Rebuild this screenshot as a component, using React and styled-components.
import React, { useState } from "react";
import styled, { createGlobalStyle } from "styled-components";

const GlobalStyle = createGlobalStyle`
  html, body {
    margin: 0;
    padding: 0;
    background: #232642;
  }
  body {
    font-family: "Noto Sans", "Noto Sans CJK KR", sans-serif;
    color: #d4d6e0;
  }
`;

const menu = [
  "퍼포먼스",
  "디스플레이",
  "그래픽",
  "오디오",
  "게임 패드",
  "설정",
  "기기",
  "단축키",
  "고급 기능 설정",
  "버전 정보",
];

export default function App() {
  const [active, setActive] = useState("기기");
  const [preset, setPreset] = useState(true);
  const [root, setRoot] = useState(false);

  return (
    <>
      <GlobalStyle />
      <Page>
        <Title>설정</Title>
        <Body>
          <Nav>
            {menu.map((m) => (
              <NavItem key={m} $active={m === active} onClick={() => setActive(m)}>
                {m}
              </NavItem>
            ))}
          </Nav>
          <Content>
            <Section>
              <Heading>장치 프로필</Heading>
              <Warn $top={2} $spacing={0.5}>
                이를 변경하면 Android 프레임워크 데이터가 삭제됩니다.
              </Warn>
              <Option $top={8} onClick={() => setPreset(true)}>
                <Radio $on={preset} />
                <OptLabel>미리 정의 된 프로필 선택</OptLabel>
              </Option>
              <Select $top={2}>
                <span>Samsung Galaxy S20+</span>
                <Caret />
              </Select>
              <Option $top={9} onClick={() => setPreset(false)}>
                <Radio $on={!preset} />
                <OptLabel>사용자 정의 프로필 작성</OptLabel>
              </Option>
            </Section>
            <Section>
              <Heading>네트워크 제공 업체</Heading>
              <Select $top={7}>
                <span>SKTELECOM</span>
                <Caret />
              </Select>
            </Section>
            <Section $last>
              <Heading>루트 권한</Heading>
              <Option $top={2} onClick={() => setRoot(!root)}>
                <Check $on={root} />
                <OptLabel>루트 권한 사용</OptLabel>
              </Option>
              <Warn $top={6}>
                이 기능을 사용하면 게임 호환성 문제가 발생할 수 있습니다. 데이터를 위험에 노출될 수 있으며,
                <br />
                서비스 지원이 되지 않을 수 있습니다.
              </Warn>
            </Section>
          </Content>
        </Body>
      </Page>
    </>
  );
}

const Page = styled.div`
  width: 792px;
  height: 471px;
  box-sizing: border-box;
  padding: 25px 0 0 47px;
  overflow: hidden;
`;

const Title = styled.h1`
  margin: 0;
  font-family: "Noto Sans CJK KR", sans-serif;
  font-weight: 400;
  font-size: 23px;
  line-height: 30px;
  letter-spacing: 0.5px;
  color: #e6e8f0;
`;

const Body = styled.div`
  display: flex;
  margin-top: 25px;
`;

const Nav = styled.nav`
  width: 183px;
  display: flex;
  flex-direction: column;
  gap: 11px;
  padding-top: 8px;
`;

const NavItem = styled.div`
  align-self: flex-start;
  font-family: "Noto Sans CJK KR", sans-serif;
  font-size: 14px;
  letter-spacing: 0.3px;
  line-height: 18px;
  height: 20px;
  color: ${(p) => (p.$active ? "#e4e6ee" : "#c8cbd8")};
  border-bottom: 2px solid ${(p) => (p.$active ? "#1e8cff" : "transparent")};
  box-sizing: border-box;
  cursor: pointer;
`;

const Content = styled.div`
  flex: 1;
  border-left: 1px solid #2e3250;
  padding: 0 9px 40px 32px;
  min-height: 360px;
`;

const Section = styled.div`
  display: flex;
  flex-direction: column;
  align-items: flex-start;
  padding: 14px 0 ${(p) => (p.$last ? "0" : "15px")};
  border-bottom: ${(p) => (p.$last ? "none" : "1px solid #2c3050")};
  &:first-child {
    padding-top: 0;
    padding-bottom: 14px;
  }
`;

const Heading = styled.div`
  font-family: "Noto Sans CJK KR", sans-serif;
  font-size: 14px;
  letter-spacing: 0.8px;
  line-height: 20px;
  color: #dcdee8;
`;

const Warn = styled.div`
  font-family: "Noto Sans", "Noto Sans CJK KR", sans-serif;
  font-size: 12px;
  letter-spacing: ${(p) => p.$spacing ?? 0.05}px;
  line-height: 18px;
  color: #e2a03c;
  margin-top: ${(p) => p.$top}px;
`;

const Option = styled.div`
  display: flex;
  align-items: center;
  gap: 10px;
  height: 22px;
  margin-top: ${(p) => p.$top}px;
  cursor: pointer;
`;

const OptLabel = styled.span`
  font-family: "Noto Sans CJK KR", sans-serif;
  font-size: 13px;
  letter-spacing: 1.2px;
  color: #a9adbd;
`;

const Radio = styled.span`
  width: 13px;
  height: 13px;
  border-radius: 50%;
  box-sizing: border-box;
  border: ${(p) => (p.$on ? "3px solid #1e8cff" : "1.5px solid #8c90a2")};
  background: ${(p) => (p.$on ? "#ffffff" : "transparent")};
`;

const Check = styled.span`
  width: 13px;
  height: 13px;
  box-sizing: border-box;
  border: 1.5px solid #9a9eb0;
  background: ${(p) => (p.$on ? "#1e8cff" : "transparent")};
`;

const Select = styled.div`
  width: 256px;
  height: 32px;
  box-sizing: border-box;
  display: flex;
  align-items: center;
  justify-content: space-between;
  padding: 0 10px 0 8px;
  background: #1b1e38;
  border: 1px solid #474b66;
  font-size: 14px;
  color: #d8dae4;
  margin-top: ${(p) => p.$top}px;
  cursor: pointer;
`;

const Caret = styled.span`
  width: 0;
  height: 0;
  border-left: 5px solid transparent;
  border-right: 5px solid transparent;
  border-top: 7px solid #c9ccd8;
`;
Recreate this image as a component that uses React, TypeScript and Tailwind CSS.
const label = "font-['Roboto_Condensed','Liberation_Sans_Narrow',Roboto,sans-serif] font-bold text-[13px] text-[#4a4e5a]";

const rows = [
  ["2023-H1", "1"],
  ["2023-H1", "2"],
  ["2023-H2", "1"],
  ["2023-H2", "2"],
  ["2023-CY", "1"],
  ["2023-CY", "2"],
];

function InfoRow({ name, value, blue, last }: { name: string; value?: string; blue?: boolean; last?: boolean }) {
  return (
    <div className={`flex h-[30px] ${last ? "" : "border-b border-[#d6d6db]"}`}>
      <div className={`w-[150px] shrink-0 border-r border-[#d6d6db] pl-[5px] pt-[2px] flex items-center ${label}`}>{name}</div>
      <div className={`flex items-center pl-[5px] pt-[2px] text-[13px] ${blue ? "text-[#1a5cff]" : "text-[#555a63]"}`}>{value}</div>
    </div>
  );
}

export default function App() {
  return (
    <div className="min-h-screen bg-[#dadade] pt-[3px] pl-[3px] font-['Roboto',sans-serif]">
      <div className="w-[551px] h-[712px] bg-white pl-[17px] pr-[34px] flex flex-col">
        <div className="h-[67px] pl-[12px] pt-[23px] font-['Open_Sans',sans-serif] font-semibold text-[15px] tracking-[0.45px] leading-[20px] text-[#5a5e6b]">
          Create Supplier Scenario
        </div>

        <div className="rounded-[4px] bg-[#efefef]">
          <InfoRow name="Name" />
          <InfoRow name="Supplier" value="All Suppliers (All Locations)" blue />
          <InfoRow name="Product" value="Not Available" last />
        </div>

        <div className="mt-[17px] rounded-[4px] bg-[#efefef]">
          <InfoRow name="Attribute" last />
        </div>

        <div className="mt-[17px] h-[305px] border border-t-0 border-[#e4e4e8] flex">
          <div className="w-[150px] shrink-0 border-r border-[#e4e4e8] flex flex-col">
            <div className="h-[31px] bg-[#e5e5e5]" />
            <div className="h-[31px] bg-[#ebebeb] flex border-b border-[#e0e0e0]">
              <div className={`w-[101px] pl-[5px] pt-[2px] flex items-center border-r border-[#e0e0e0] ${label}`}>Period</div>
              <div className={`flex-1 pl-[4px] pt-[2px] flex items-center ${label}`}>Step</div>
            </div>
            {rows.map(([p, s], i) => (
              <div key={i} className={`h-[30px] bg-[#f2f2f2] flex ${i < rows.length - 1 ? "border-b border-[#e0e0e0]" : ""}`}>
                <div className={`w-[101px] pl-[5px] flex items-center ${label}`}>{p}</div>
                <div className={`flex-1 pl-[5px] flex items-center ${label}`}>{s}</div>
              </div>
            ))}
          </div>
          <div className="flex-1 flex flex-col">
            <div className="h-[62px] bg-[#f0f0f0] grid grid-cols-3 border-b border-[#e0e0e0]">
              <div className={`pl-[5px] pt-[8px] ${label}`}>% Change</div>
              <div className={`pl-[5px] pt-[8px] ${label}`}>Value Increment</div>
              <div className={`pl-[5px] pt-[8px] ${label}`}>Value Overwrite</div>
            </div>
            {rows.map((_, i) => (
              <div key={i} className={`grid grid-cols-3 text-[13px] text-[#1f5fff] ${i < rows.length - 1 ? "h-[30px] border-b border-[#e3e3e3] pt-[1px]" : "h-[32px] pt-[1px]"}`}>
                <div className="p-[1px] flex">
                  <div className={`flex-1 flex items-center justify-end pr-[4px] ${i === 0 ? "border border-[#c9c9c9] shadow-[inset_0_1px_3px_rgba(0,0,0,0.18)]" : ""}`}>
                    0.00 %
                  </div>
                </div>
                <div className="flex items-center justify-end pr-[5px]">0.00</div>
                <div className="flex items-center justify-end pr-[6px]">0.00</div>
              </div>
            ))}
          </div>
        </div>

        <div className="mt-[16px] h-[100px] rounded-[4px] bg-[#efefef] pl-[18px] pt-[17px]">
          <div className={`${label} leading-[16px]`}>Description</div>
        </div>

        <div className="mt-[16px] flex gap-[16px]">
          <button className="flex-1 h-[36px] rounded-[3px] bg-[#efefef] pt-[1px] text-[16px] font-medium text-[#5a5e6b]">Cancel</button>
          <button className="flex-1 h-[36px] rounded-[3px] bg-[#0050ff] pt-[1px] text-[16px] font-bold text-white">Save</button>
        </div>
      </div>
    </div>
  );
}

=====

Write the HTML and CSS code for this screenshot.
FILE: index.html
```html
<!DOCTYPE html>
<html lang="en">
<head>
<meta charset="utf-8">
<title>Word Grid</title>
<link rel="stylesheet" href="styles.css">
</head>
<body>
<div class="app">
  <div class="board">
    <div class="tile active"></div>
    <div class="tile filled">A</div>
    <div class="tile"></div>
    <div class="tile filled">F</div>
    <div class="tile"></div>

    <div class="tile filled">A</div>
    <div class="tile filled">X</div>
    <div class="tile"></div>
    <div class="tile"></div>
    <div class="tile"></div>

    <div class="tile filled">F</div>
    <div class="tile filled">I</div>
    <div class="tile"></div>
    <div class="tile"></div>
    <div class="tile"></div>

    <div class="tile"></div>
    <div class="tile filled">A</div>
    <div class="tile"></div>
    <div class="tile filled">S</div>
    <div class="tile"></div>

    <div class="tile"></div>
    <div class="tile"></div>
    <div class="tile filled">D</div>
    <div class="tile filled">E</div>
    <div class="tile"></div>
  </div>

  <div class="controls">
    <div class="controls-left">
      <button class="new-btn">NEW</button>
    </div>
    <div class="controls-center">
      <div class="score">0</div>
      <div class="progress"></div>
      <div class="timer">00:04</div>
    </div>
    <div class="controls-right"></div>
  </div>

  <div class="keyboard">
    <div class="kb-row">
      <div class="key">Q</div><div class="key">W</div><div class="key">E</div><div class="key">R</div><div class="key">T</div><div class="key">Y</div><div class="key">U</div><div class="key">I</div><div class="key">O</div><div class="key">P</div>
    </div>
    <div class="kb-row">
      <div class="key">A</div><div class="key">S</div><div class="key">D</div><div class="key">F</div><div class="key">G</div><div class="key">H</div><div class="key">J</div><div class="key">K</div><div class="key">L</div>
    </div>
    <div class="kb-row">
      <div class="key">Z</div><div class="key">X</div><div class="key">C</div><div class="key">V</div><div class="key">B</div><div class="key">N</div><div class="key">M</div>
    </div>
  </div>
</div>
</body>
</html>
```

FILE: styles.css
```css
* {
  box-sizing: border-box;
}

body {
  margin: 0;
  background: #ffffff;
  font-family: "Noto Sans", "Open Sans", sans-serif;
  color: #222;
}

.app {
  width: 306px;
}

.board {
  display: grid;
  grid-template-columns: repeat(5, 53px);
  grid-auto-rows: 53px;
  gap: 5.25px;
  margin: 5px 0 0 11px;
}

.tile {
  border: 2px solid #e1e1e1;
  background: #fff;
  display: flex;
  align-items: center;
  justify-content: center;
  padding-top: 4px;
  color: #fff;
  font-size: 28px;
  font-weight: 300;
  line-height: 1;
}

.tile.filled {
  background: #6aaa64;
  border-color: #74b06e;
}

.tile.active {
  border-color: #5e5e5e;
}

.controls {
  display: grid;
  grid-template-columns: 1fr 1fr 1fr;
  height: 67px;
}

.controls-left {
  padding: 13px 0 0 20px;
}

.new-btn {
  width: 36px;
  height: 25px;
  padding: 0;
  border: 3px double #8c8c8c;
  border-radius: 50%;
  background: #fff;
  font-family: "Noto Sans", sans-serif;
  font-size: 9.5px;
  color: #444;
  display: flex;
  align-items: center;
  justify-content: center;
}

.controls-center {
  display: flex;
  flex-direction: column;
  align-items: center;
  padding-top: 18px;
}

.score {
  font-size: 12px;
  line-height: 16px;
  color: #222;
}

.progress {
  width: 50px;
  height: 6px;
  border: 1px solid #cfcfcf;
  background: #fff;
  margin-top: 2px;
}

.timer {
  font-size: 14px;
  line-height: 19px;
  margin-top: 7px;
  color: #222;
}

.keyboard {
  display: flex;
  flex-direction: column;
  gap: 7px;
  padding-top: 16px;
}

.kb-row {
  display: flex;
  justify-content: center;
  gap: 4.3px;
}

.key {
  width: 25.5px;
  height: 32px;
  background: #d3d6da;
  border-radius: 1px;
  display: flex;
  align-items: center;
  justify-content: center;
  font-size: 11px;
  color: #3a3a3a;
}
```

=====

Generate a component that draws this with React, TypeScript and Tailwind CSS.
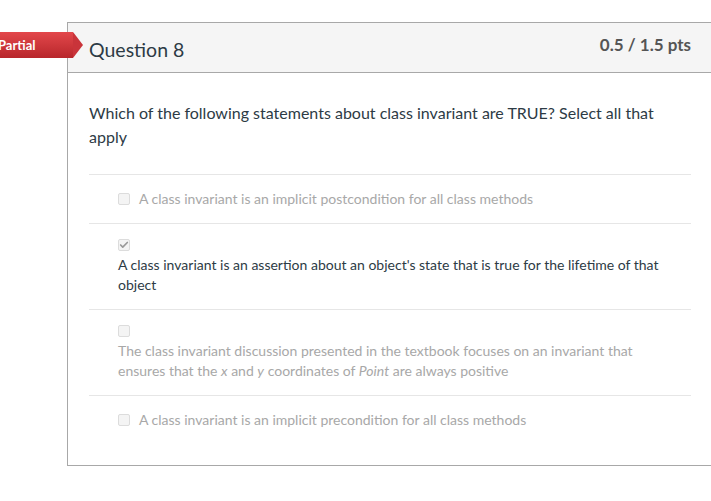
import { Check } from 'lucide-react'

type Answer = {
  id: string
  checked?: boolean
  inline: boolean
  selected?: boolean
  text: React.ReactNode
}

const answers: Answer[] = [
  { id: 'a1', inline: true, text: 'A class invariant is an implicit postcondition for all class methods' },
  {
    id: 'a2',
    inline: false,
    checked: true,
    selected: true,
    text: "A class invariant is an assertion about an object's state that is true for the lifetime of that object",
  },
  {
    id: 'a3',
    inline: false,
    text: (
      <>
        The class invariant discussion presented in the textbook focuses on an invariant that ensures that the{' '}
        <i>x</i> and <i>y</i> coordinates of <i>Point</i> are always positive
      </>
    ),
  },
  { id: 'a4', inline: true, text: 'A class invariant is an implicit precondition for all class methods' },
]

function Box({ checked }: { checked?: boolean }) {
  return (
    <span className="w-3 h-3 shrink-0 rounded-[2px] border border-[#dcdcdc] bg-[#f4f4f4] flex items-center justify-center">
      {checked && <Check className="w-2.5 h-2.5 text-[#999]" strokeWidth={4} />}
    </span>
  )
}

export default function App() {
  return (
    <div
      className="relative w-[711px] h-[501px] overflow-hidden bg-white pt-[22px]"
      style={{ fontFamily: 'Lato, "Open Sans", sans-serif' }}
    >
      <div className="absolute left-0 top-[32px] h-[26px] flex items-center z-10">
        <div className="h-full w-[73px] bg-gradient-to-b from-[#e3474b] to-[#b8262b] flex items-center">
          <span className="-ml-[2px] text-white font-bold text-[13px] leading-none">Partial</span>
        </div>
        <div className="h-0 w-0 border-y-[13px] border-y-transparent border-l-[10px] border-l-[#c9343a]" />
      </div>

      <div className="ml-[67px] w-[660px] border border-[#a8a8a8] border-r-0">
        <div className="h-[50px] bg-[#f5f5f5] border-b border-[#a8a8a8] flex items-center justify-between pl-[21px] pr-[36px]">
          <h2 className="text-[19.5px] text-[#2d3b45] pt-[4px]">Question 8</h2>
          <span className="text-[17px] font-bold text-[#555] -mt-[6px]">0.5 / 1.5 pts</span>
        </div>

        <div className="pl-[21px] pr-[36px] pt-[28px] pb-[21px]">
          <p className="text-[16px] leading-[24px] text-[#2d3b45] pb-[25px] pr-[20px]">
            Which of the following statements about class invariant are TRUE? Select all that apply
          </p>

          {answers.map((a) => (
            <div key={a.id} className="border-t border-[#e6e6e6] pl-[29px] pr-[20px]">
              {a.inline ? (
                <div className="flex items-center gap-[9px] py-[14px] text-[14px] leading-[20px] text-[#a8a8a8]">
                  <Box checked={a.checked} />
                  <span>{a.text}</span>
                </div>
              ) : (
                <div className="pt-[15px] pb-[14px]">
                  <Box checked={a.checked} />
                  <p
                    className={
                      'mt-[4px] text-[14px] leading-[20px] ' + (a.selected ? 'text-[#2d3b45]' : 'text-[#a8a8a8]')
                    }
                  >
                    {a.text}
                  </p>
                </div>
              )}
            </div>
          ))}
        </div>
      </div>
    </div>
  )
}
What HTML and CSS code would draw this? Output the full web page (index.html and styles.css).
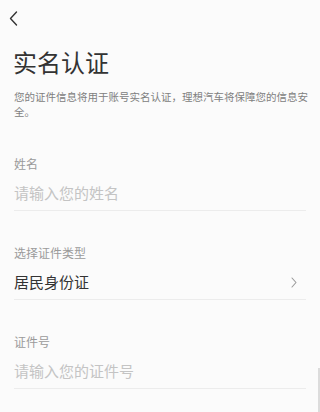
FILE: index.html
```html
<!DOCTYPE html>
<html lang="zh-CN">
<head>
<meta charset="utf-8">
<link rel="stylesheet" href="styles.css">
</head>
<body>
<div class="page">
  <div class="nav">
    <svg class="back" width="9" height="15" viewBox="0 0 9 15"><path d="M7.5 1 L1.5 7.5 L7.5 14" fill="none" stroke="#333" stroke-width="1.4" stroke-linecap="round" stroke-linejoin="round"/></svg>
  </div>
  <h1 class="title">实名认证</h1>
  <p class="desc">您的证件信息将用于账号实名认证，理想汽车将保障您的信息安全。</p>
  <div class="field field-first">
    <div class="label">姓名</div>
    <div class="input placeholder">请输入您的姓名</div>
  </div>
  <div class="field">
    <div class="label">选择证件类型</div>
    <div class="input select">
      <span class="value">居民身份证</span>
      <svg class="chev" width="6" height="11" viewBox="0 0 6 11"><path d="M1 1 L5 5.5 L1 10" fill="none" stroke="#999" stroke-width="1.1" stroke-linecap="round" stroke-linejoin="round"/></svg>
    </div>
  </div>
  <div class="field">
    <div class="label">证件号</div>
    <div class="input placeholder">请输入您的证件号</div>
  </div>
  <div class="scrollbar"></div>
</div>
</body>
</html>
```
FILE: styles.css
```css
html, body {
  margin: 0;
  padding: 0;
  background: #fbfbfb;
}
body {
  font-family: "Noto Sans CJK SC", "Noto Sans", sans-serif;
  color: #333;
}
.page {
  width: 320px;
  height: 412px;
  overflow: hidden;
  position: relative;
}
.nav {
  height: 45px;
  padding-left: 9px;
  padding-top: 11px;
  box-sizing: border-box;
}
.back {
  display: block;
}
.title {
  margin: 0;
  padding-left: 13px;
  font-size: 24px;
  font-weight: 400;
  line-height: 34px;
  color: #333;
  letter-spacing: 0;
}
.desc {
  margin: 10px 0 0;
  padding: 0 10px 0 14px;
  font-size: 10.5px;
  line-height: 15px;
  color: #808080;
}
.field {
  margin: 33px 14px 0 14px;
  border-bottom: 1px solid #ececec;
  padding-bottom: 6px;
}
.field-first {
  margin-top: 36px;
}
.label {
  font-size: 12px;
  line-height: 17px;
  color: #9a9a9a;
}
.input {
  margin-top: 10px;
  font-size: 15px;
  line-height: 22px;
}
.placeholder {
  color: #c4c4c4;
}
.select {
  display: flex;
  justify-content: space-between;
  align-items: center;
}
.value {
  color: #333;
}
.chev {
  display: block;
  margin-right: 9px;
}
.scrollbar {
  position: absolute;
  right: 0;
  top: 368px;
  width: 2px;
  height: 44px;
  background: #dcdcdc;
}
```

=====

| Set problem |
Quote exactly the lines running from the line with "Rebuild this screenshot" through the line with "const [root, setRoot] = useState(false);", both ends included, and nothing more.

| Answer to this exercise |
Rebuild this screenshot as a component, using React and styled-components.
import React, { useState } from "react";
import styled, { createGlobalStyle } from "styled-components";

const GlobalStyle = createGlobalStyle`
  html, body {
    margin: 0;
    padding: 0;
    background: #232642;
  }
  body {
    font-family: "Noto Sans", "Noto Sans CJK KR", sans-serif;
    color: #d4d6e0;
  }
`;

const menu = [
  "퍼포먼스",
  "디스플레이",
  "그래픽",
  "오디오",
  "게임 패드",
  "설정",
  "기기",
  "단축키",
  "고급 기능 설정",
  "버전 정보",
];

export default function App() {
  const [active, setActive] = useState("기기");
  const [preset, setPreset] = useState(true);
  const [root, setRoot] = useState(false);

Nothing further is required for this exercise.